IMF Survey: Financial Sector Reform Vital to Rebalance, Sustain China's Growth
November 14, 2011
- IMF's first China check-up part of review of the world's 25 major financial sectors
- More complex financial system in China means more risk
- Reforms will upgrade ability to respond to crises, support domestic demand
With China’s economy booming over the last two decades, faster reform of the country’s financial system is essential to sustain strong economic growth, support rising domestic demand, and keep risks at bay, according to the International Monetary Fund.
CHINA'S FINANCIAL SECTOR
The IMF said in a report that the financial sector’s failure to continue to evolve, innovate, and operate on a prudent basis will create economic imbalances, and amplify the potential for problems in China’s financial sector to affect its economy.
China’s recent progress in creating a properly functioning financial system has helped the economy weather the global economic crisis. As the world’s second largest economy continues to grow, the demand for credit is growing rapidly, exacerbated by rising asset prices, including housing. As a result, credit is increasingly being sought from outside the formal banking system as the government tries to manage the flow of bank credit.
In its first assessment of the health of China’s financial system under the Financial Sector Assessment Program, the IMF said the risks are manageable, and can be addressed by reforms that upgrade the country’s capacity to respond to crises while supporting strong domestic demand.
“China’s banks and financial sector are healthy, but there are vulnerable elements that need to be addressed by the government, and experience in other countries has demonstrated the sooner these are addressed, the better,” said Jonathan Fiechter, deputy director of the IMF’s Monetary and Capital Markets Department and the head of the IMF team that conducted the assessment. “
China is one of the major 25 financial sectors that must undergo a review of its financial health as part of the IMF’s surveillance. The global economic crisis laid bare the devastating economic consequences a financial crisis in one country can have on the global economy. Countries with financial sectors that have the greatest impact on global financial stability are now required to undergo in-depth reviews of their financial health by the IMF every five years.

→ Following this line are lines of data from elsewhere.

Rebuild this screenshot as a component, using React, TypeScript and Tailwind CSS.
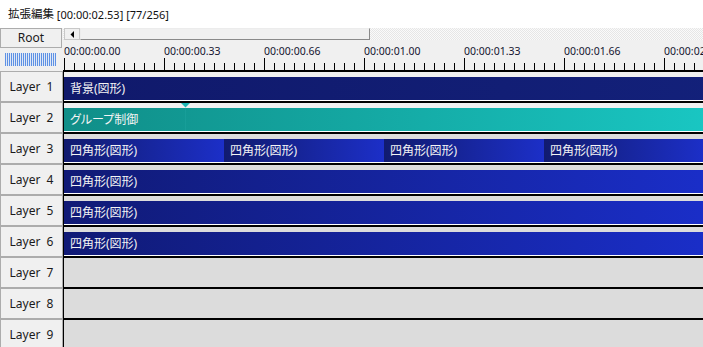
import React from "react";

const labels = [
  "00:00:00.00",
  "00:00:00.33",
  "00:00:00.66",
  "00:00:01.00",
  "00:00:01.33",
  "00:00:01.66",
  "00:00:02.00",
];

function LayerButton({ n }: { n: number }) {
  return (
    <div className="h-[31px] w-[63px] border border-[#acacac] bg-[#f0f0f0] flex items-center justify-center text-[12px] text-[#1a1a1a] whitespace-pre leading-none">
      {`Layer  ${n}`}
    </div>
  );
}

function Row({
  light,
  children,
}: {
  light?: boolean;
  children?: React.ReactNode;
}) {
  return (
    <div
      className={`relative h-[31px] flex flex-col border-l border-black ${
        light ? "bg-[#f0f0f0]" : "bg-[#dcdcdc]"
      }`}
    >
      <div className="h-[5px] shrink-0" />
      <div className="h-[24px] shrink-0 flex overflow-hidden">{children}</div>
      <div className="h-[2px] shrink-0 bg-black" />
    </div>
  );
}

function Obj({
  label,
  className,
}: {
  label: string;
  className: string;
}) {
  return (
    <div
      className={`h-[24px] shrink-0 border-b border-white flex items-center pl-[6px] text-[12px] leading-none text-[#f4f4f4] whitespace-nowrap font-['Noto_Sans','Noto_Sans_CJK_JP',sans-serif] [font-feature-settings:'palt'] ${className}`}
    >
      {label}
    </div>
  );
}

export default function App() {
  return (
    <div className="w-[703px] h-[347px] overflow-hidden bg-[#f0f0f0] font-['Noto_Sans','Noto_Sans_CJK_JP',sans-serif] text-black">
      <div className="h-[28px] bg-white flex items-center pl-[8px] leading-none text-[#111] whitespace-pre">
        <span className="text-[11.5px]">拡張編集</span>
        <span className="text-[11px]"> [00:00:02.53] [77/256]</span>
      </div>
      <div className="flex">
        {/* left column */}
        <div className="w-[63px] shrink-0 flex flex-col">
          <div className="h-[20px] w-[62px] border border-[#acacac] bg-[#f0f0f0] flex items-center justify-center text-[12px] leading-none text-[#1a1a1a]">
            Root
          </div>
          <div className="mt-[5px] ml-[5px] h-[13px] w-[51px] bg-[repeating-linear-gradient(90deg,#5e91e4_0px,#5e91e4_1px,#dfe8f6_1px,#dfe8f6_2px)]" />
          <div className="mt-[5px] flex flex-col">
            {[1, 2, 3, 4, 5, 6, 7, 8, 9].map((n) => (
              <LayerButton key={n} n={n} />
            ))}
          </div>
        </div>

        {/* right column */}
        <div className="flex-1 flex flex-col overflow-hidden">
          {/* scrollbar */}
          <div className="h-[12px] flex pl-[1px] bg-[repeating-conic-gradient(#e6e6e6_0%_25%,#fafafa_0%_50%)] bg-[length:2px_2px]">
            <div className="w-[16px] h-[12px] bg-[#f0f0f0] border border-[#c8c8c8] flex items-center justify-center">
              <svg width="5" height="7" viewBox="0 0 5 7">
                <polygon points="4,0 4,7 0.5,3.5" fill="#000" />
              </svg>
            </div>
            <div className="w-[290px] h-[12px] bg-[#f0f0f0] border border-[#ececec] border-b-[#8a8a8a] border-r-[#8a8a8a]" />
          </div>
          {/* ruler */}
          <div className="h-[32px] bg-[#f0f0f0] flex flex-col">
            <div className="h-[18px] flex pl-[1px] pt-[4px] items-center text-[10.5px] leading-none text-[#141430]">
              {labels.map((l) => (
                <div key={l} className="w-[100px] shrink-0 whitespace-nowrap">
                  {l}
                </div>
              ))}
            </div>
            <svg width="640" height="14" viewBox="0 0 640 14" className="block">
              {Array.from({ length: 65 }).map((_, i) => {
                const x = 1.5 + i * 10;
                const major = i % 10 === 0;
                return (
                  <line
                    key={i}
                    x1={x}
                    x2={x}
                    y1={major ? 0 : 5}
                    y2={12}
                    stroke="#000"
                    strokeWidth="1"
                  />
                );
              })}
              <rect x="0" y="12" width="640" height="2" fill="#000" />
            </svg>
          </div>
          {/* rows */}
          <div className="flex flex-col">
            <Row light>
              <Obj
                label="背景(図形)"
                className="w-[700px] bg-linear-to-r from-[#10196b] to-[#13217b]"
              />
            </Row>
            <Row light>
              <Obj
                label="グループ制御"
                className="w-[640px] bg-linear-to-r from-[#108e88] to-[#19c6c2]"
              />
              <div className="absolute left-[117px] top-0 w-[9px] h-[5px] flex justify-center">
                <svg width="9" height="5" viewBox="0 0 9 5">
                  <polygon points="0,0 9,0 4.5,4.5" fill="#1fb8b6" />
                </svg>
              </div>
              <div className="absolute left-[121px] top-[5px] w-[1px] h-[23px] bg-[#2bb0aa]/25" />
            </Row>
            <Row>
              {[0, 1, 2, 3].map((i) => (
                <Obj
                  key={i}
                  label="四角形(図形)"
                  className="w-[160px] bg-linear-to-r from-[#111b6f] to-[#1c2fc8]"
                />
              ))}
            </Row>
            {[4, 5, 6].map((n) => (
              <Row key={n}>
                <Obj
                  label="四角形(図形)"
                  className="w-[640px] bg-linear-to-r from-[#101a76] to-[#1a2ec8]"
                />
              </Row>
            ))}
            <Row />
            <Row />
            <Row />
          </div>
        </div>
      </div>
    </div>
  );
}
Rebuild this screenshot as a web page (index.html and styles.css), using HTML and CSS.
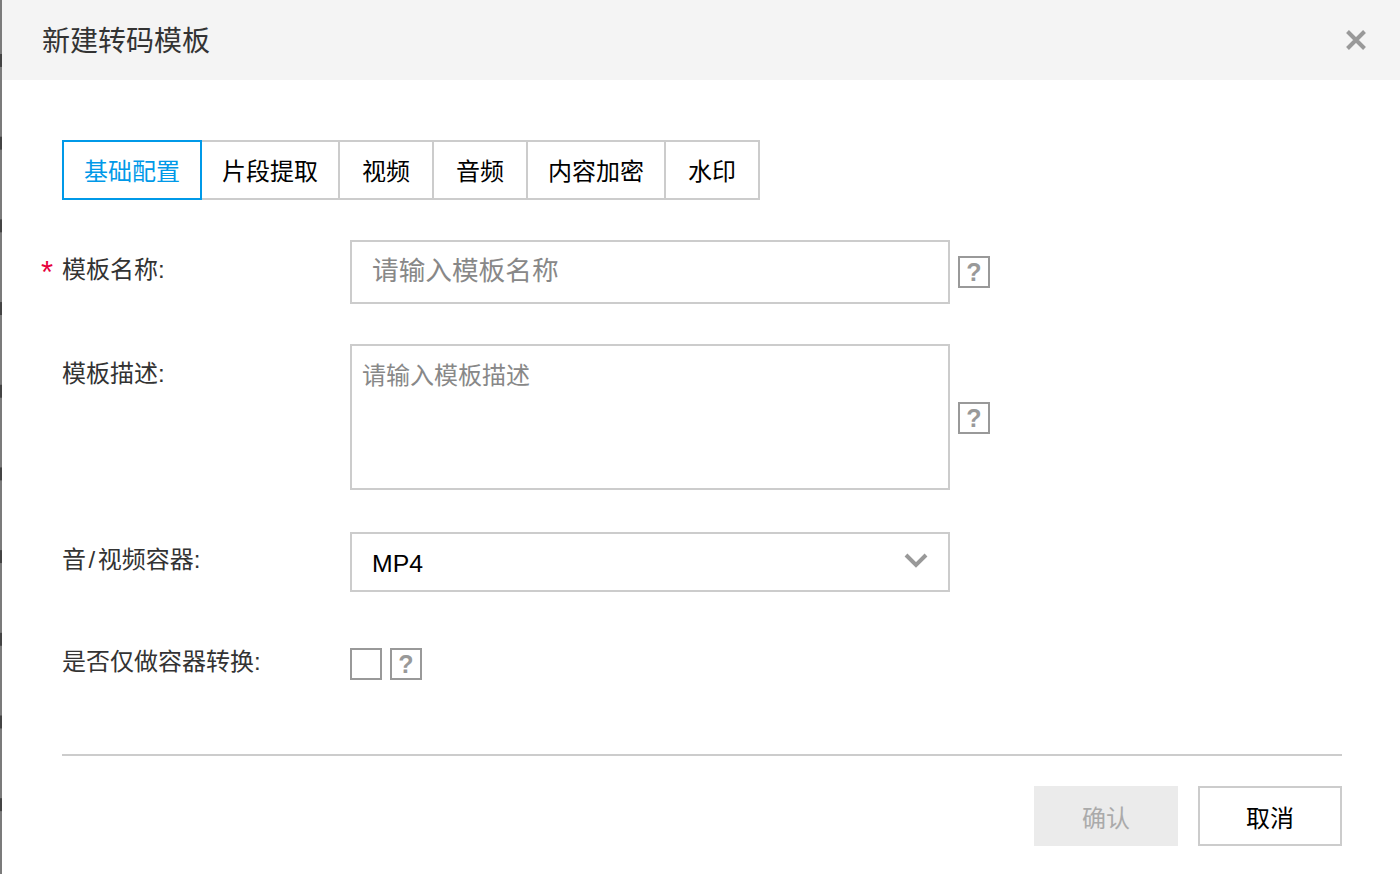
FILE: index.html
```html
<!DOCTYPE html>
<html lang="zh-CN">
<head>
<meta charset="utf-8">
<title>新建转码模板</title>
<link rel="stylesheet" href="styles.css">
</head>
<body>
<div class="page">
  <div class="backdrop"></div>
  <div class="dialog">
    <header class="head">
      <h1 class="title">新建转码模板</h1>
      <svg class="close" width="22" height="22" viewBox="0 0 22 22"><path d="M2.5 2.5L19.5 19.5M19.5 2.5L2.5 19.5" fill="none" stroke="#999" stroke-width="4"/></svg>
    </header>
    <main class="body">
      <nav class="tabs">
        <a class="tab active">基础配置</a>
        <a class="tab">片段提取</a>
        <a class="tab">视频</a>
        <a class="tab">音频</a>
        <a class="tab">内容加密</a>
        <a class="tab">水印</a>
      </nav>
      <div class="row row-name">
        <label class="label"><span class="req">*</span>模板名称:</label>
        <div class="input name-input">请输入模板名称</div>
        <span class="help">?</span>
      </div>
      <div class="row row-desc">
        <label class="label">模板描述:</label>
        <div class="input textarea">请输入模板描述</div>
        <span class="help">?</span>
      </div>
      <div class="row row-select">
        <label class="label">音<span class="slash">/</span>视频容器:</label>
        <div class="input select">
          <span class="value">MP4</span>
          <svg class="chevron" width="24" height="16" viewBox="0 0 24 16"><path d="M2 3L12 13L22 3" fill="none" stroke="#999" stroke-width="4"/></svg>
        </div>
      </div>
      <div class="row row-check">
        <label class="label">是否仅做容器转换:</label>
        <span class="checkbox"></span>
        <span class="help">?</span>
      </div>
      <div class="foot">
        <button class="btn disabled">确认</button>
        <button class="btn">取消</button>
      </div>
    </main>
  </div>
</div>
</body>
</html>
```
FILE: styles.css
```css
* { box-sizing: border-box; }
html, body { margin: 0; padding: 0; height: 100%; overflow: hidden; background: #fff; }
body { font-family: "Liberation Sans", "Noto Sans CJK SC", sans-serif; color: #333; }
.page { display: flex; width: 1400px; height: 874px; }
.backdrop {
  width: 2px;
  flex: none;
  background-color: #7b7b7b;
  background-image: linear-gradient(to bottom, #444 0 13px, transparent 13px);
  background-size: 2px 82.7px;
  background-repeat: repeat-y;
  background-position: 0 54px;
}
.dialog { flex: 1; display: flex; flex-direction: column; background: #fff; }
.head {
  height: 80px;
  flex: none;
  background: #f4f4f4;
  display: flex;
  align-items: center;
  justify-content: space-between;
  padding: 0 33px 0 40px;
}
.title { margin: 4px 0 0; font-size: 28px; font-weight: 400; color: #333; line-height: 40px; }
.body { padding: 60px 58px 0 60px; }
.tabs { display: flex; height: 60px; }
.tab {
  min-width: 96px;
  padding: 0 20px;
  margin-right: -2px;
  border: 2px solid #ccc;
  font-size: 24px;
  height: 60px;
  line-height: 60px;
  text-align: center;
  color: #000;
  background: #fff;
}
.tab.active { border-color: #0099e8; color: #0099e8; position: relative; z-index: 1; }
.row { display: flex; align-items: flex-start; }
.label { width: 288px; flex: none; font-size: 24px; line-height: 32px; color: #333; position: relative; }
.slash { padding: 0 2.6px; }
.req { position: absolute; left: -21px; top: 3px; color: #e6003c; font-size: 31px; }
.input { width: 600px; flex: none; border: 2px solid #ccc; background: #fff; color: #888; }
.help {
  width: 32px; height: 32px; flex: none;
  border: 2px solid #999;
  color: #999;
  font-size: 25px;
  font-weight: 700;
  line-height: 29px;
  text-align: center;
  margin-left: 8px;
}
.row-name { margin-top: 40px; }
.row-name .label { margin-top: 14px; }
.name-input { height: 64px; font-size: 26.67px; line-height: 58px; padding-left: 20px; }
.row-name .help { margin-top: 16px; }
.row-desc { margin-top: 40px; }
.row-desc .label { margin-top: 14px; }
.textarea { height: 146px; font-size: 24px; line-height: 32px; padding: 14px 10px; }
.row-desc .help { margin-top: 58px; }
.row-select { margin-top: 42px; }
.row-select .label { margin-top: 12px; }
.select {
  height: 60px;
  display: flex;
  align-items: center;
  justify-content: space-between;
  padding: 0 20px;
  color: #000;
  font-size: 24.8px;
}
.value { margin-top: 3px; }
.chevron { margin-top: -4px; }
.row-check { margin-top: 56px; }
.row-check .label { margin-top: -2px; }
.checkbox { width: 32px; height: 32px; flex: none; border: 2px solid #999; background: #fff; }
.foot {
  margin-top: 74px;
  border-top: 2px solid #ccc;
  padding-top: 30px;
  display: flex;
  justify-content: flex-end;
  gap: 20px;
}
.btn {
  width: 144px;
  height: 60px;
  border: 2px solid #ccc;
  background: #fff;
  color: #000;
  font: inherit;
  font-size: 24px;
  padding: 0;
}
.btn.disabled { background: #ebebeb; border-color: #ebebeb; color: #aaa; }
```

Risks are manageable with reforms to financial system
China’s financial system is growing more complex, with linkages between financial markets and institutions both within China and around the world, the IMF said.
The main risks to the financial system within the next three years are:
• The impact of the recent sharp credit expansion on banks’ asset quality
• The rise of off-balance sheet exposures and of lending outside of the formal banking sector
• The potential fall in the relatively high real estate prices
• The need for greater sophistication of financial regulation and supervision
• The contingent fiscal risks generated by the financial system
• The increase in economic imbalances due to the current growth pattern.
Four key reforms
The IMF recommended a wide range of actions to improve financial stability in China, and identified four high priority reforms to be implemented within the next three years.
The IMF said China should build a framework to identify, monitor and manage risks to the financial system as a whole; this should include increasing the resources and capacity of the People’s Bank of China and financial regulatory agencies carrying out regular stress tests.
China should expand the use of market-based monetary policy instruments using interest rates as the main instrument to govern credit expansion. This process should be supported by improved risk management in the banks and improved tools and techniques for sterilizing structural liquidity.
China’s should broaden and deepen its financial markets and services to create a more diversified and innovative financial sector. This will help provide businesses and household with access to long-term financing and facilities credit and capital-raising decision based purely on commercial principles.
The IMF said China should reduce the government’s reliance on the commercial banking system to pursue broader policy goals by making greater use of direct fiscal expenditures and explicit government sponsored credit programs,
Right pace of reforms will help transition
Careful planning, along with right pace and sequence of reforms will be critical to help China move to a more commercial-based financial system, according to the IMF. The following should be in place to help China’s transition:
• An effective and properly skilled regulatory and supervisory framework
• A well developed financial stability and crisis management framework
• Further moves toward greater exchange rate and interest rate flexibility, and capital account liberalization
• A clearer role for the government in the financial sector.
Stress tests
Chinese officials and the IMF conducted stress tests of the largest 17 commercial banks and found most would weather isolated shocks, such as a drop in asset quality, a housing market crash, cross-border exposures, and changes in the exchange rate regime.
The IMF found that if several of these risks were to occur at the same time, however the impact on the banking system would be severe.